*WHAT YOU HAVE TO DO*
Below are the records; copy each line in them that holds the word "this".

(Front-end source files)
────────────────────────────────────────

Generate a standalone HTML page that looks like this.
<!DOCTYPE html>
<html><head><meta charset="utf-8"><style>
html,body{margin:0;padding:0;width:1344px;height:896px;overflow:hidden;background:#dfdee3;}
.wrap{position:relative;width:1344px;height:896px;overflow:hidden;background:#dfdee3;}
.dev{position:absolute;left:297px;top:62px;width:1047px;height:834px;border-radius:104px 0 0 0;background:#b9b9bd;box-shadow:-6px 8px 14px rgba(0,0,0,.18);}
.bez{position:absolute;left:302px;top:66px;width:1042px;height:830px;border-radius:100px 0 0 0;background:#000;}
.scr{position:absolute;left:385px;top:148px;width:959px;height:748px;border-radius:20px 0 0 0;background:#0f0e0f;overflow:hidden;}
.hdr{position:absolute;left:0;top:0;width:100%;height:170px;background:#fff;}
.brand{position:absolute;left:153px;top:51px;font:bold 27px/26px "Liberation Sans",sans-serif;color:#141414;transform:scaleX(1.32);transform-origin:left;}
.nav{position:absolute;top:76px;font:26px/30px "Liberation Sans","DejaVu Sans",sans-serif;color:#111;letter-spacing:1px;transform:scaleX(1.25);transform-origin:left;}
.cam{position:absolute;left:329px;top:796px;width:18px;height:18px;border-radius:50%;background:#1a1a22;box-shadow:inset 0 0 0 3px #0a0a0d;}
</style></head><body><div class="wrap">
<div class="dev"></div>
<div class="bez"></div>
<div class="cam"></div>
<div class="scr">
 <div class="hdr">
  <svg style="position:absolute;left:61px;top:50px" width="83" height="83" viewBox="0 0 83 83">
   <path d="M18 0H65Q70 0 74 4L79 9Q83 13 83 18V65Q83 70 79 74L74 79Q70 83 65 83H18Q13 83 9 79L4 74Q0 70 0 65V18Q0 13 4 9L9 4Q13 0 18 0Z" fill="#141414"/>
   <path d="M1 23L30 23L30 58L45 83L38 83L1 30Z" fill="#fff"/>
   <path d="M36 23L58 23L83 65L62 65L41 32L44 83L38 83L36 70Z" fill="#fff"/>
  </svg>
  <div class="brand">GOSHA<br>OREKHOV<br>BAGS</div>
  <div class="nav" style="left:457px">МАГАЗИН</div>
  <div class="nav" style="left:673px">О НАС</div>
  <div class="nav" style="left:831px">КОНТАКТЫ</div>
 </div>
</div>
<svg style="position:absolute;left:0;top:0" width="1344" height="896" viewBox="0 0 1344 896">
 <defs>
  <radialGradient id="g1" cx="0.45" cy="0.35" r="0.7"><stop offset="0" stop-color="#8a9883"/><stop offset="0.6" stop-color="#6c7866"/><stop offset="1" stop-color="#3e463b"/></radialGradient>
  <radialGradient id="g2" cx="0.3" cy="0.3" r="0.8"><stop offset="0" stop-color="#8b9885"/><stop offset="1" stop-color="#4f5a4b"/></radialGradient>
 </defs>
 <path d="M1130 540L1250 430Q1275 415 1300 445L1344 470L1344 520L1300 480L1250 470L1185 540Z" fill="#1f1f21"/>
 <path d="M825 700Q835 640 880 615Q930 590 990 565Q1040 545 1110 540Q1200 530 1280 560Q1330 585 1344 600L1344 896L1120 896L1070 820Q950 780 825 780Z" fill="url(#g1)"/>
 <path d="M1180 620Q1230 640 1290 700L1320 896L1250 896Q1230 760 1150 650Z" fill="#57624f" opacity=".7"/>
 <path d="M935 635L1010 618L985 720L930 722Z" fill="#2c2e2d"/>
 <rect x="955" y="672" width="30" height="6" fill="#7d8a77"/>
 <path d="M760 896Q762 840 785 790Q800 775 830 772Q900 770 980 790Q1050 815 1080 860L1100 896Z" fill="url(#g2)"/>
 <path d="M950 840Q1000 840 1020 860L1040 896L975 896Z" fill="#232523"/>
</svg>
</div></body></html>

────────────────────────────────────────

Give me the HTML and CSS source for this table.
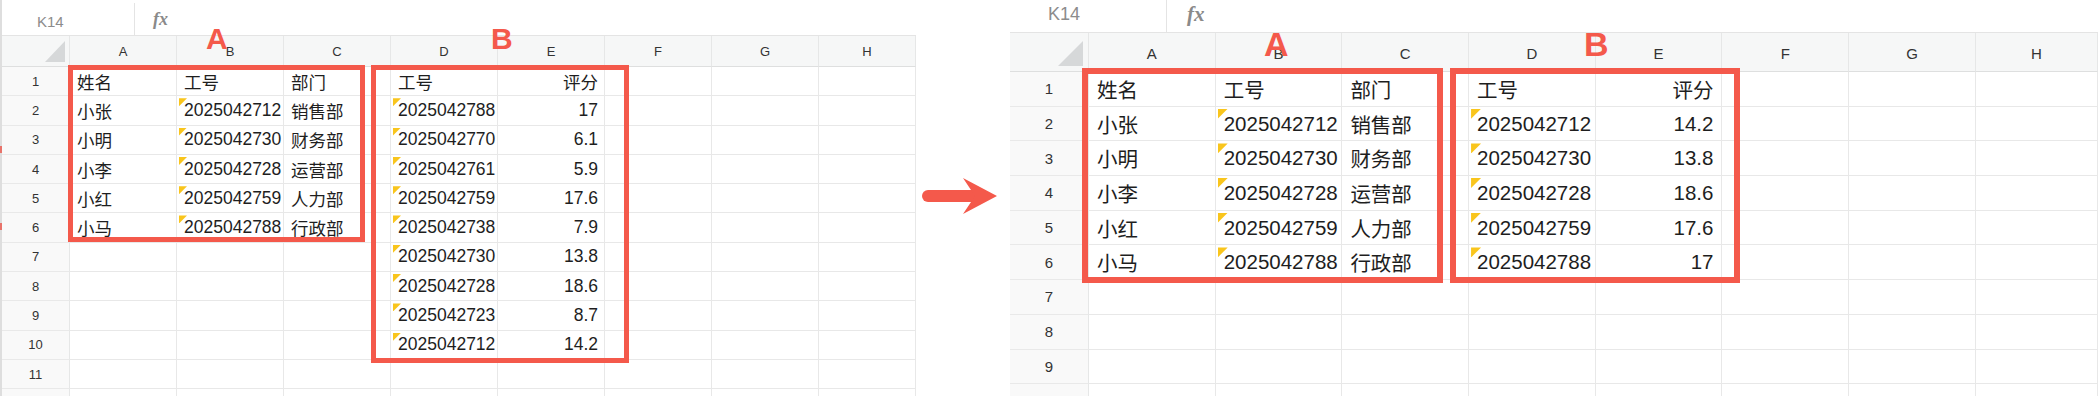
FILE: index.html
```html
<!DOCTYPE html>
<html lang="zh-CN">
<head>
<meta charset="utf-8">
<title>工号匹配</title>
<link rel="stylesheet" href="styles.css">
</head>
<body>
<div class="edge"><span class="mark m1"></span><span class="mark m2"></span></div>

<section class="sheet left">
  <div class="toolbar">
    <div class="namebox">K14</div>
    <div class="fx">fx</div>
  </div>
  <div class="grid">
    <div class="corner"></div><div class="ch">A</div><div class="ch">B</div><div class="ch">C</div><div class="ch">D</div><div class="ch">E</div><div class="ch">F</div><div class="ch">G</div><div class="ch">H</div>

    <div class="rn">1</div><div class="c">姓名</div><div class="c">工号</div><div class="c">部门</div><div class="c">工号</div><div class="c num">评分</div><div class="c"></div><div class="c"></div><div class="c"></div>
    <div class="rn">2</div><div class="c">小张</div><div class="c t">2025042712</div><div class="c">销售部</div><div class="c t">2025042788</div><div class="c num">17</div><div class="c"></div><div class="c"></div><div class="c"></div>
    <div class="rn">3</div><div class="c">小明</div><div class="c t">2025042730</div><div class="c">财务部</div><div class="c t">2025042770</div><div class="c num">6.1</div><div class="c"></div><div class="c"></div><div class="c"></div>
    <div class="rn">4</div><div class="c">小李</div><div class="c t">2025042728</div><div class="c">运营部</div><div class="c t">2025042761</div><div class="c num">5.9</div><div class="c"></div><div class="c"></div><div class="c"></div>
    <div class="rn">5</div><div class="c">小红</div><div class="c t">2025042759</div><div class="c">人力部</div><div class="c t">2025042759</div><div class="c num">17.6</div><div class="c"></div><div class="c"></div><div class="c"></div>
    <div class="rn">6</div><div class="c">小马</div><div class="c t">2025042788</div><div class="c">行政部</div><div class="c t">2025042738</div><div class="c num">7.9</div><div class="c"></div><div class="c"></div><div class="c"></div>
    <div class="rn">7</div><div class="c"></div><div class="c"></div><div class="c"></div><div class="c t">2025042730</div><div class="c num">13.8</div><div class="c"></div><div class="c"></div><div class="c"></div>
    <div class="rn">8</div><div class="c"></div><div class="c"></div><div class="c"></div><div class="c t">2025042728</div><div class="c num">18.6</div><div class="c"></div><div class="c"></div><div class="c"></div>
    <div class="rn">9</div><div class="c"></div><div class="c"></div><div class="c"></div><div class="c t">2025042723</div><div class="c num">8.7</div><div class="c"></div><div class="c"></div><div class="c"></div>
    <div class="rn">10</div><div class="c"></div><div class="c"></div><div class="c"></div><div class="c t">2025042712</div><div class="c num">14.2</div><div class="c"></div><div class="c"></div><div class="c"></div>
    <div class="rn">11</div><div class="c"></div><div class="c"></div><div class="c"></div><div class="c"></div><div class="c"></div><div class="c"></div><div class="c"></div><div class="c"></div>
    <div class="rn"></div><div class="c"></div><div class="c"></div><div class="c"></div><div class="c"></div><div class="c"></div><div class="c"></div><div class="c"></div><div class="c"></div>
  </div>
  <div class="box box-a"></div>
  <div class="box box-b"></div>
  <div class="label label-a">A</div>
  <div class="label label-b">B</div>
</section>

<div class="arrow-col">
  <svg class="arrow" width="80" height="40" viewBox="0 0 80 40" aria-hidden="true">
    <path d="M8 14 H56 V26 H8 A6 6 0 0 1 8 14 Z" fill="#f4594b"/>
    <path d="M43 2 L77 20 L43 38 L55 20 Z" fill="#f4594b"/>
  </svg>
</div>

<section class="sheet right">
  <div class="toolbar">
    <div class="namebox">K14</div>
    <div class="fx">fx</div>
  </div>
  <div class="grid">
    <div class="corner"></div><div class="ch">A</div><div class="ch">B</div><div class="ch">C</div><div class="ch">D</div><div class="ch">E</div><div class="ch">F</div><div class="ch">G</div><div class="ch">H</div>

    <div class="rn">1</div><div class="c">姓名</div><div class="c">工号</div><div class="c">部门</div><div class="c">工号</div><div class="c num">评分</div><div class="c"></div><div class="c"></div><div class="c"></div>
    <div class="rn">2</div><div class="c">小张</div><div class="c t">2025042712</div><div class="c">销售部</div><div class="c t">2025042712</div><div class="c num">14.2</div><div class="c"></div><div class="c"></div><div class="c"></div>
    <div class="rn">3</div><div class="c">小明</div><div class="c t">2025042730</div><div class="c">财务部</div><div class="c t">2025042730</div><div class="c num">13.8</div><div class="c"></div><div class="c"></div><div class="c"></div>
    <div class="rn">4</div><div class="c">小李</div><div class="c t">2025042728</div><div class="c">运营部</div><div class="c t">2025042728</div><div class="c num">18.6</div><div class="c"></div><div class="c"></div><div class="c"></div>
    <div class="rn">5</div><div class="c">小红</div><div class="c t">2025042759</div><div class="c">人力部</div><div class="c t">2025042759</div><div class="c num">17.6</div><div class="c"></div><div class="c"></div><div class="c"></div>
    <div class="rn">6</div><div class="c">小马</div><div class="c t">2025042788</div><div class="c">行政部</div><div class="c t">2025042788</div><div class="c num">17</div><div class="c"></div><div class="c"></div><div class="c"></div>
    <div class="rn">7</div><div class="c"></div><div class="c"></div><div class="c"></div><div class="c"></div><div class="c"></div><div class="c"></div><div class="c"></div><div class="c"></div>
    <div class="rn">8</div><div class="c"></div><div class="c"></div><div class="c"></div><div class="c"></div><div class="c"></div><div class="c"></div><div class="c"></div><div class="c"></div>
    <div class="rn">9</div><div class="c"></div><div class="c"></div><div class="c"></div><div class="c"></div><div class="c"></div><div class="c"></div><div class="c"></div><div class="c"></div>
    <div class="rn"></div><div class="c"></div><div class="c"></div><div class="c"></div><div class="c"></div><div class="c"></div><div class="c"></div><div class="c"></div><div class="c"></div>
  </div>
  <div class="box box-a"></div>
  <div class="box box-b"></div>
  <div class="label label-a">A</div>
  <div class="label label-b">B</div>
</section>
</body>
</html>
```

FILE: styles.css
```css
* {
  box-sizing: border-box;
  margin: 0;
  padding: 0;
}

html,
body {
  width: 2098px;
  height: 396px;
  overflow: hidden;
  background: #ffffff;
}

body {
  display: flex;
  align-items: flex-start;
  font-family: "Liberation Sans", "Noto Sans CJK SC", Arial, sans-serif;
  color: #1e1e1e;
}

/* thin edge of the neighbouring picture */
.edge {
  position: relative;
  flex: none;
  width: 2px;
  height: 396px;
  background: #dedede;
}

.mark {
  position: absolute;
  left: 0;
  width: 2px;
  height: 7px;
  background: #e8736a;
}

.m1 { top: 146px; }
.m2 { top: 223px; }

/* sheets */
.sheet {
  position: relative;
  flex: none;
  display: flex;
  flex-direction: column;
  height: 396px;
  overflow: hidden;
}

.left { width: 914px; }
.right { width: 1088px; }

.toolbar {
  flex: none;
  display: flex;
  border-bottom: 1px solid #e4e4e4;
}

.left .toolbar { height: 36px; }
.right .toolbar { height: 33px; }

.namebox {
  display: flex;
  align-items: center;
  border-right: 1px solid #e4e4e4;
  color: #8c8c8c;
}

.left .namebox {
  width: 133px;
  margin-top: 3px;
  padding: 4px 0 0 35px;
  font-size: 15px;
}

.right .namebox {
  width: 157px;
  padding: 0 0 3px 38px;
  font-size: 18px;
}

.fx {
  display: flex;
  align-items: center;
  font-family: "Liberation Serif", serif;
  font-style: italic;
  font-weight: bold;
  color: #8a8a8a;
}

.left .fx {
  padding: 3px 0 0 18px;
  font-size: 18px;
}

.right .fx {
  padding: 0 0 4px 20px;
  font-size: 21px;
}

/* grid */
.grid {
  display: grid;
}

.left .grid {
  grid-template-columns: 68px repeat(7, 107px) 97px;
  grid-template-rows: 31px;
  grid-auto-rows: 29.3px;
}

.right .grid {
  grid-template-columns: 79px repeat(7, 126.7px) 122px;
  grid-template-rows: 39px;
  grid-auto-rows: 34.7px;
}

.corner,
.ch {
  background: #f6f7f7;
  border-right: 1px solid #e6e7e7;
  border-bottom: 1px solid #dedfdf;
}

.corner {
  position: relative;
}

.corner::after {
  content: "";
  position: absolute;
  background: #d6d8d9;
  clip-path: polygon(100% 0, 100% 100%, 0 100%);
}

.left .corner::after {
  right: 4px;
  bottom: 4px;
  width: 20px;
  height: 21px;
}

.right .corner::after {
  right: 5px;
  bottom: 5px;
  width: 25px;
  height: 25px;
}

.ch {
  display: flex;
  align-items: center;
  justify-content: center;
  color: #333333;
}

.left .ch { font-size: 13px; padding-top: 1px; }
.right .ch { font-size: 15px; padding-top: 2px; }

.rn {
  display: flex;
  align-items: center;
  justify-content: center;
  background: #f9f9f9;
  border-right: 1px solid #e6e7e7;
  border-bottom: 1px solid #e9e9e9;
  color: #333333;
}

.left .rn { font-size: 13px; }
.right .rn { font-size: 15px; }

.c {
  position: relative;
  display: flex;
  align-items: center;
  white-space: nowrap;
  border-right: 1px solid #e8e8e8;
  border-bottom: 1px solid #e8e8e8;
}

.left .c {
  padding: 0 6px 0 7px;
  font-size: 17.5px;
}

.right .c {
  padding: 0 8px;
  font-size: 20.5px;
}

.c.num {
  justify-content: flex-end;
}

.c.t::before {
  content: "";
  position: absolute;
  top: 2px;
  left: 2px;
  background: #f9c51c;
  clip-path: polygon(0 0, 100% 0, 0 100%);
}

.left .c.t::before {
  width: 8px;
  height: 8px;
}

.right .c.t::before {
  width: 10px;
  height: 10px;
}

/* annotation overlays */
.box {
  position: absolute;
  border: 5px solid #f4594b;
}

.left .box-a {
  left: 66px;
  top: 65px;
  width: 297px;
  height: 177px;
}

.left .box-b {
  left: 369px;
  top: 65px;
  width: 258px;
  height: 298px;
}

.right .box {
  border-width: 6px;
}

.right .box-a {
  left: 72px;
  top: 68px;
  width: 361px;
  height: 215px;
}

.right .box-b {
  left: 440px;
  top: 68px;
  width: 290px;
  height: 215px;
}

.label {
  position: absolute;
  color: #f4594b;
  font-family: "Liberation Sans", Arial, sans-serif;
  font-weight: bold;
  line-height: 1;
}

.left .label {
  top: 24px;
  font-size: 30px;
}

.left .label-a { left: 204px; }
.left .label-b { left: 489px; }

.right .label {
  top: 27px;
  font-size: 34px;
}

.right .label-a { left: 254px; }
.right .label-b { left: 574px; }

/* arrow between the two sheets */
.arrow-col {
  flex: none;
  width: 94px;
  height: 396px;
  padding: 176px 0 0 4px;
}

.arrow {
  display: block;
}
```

────────────────────────────────────────

*TASK SOLUTION*
Generate a standalone HTML page that looks like this.
Give me the HTML and CSS source for this table.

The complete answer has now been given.